Finding the nearest k objects to a query object is a fundamental operation for many data mining algorithms. With the recent interest in privacy, it is not surprising that there is strong interest in k-NN queries to enable clustering, classification and outlier-detection tasks. However, previous approaches to privacy-preserving k-NN have been costly and can only be realistically applied to small data sets. In this paper, we provide efficient solutions for k-NN queries for vertically partitioned data. We provide the first solution for the L ∞ (or Chessboard) metric as well as detailed privacy-preserving computation of all other Minkowski metrics.

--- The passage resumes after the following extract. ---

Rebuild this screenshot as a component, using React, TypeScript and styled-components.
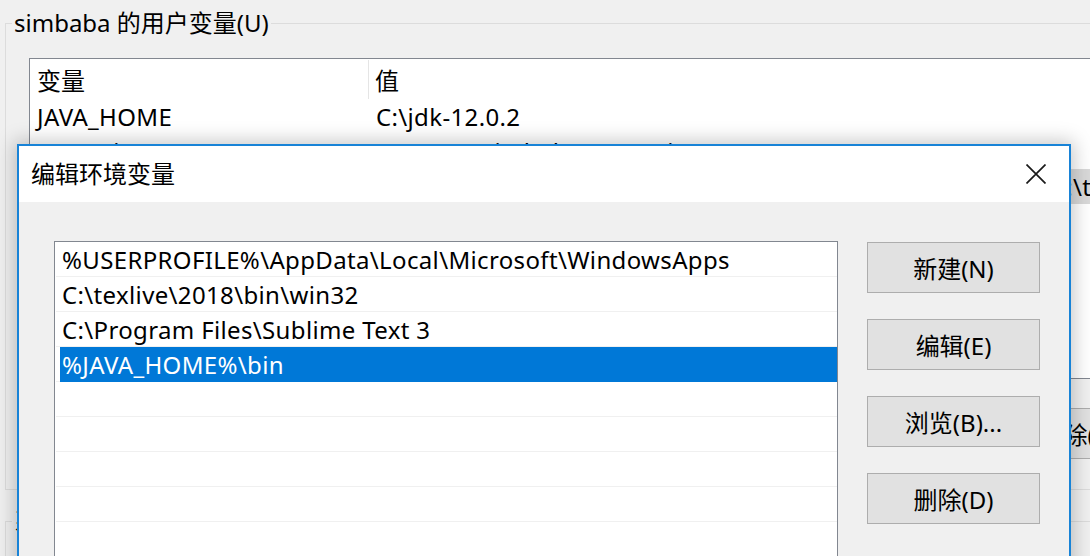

We enable privacy-preserving L ∞ by providing a practical approach to the Yao’s millionaires problem with more than two parties. This is based on a pragmatic and implementable solution to Yao’s millionaires problem with shares. We also provide privacy-preserving algorithms for combinations of local metrics into a global metric that handles the large dimensionality and diversity of attributes common in vertically partitioned data. To manage very large data sets, we provide a privacy-preserving SASH (a very successful data structure for associative queries in high dimensions). Besides providing a theoretical analysis, we illustrate the efficiency of our approach with an empirical evaluation.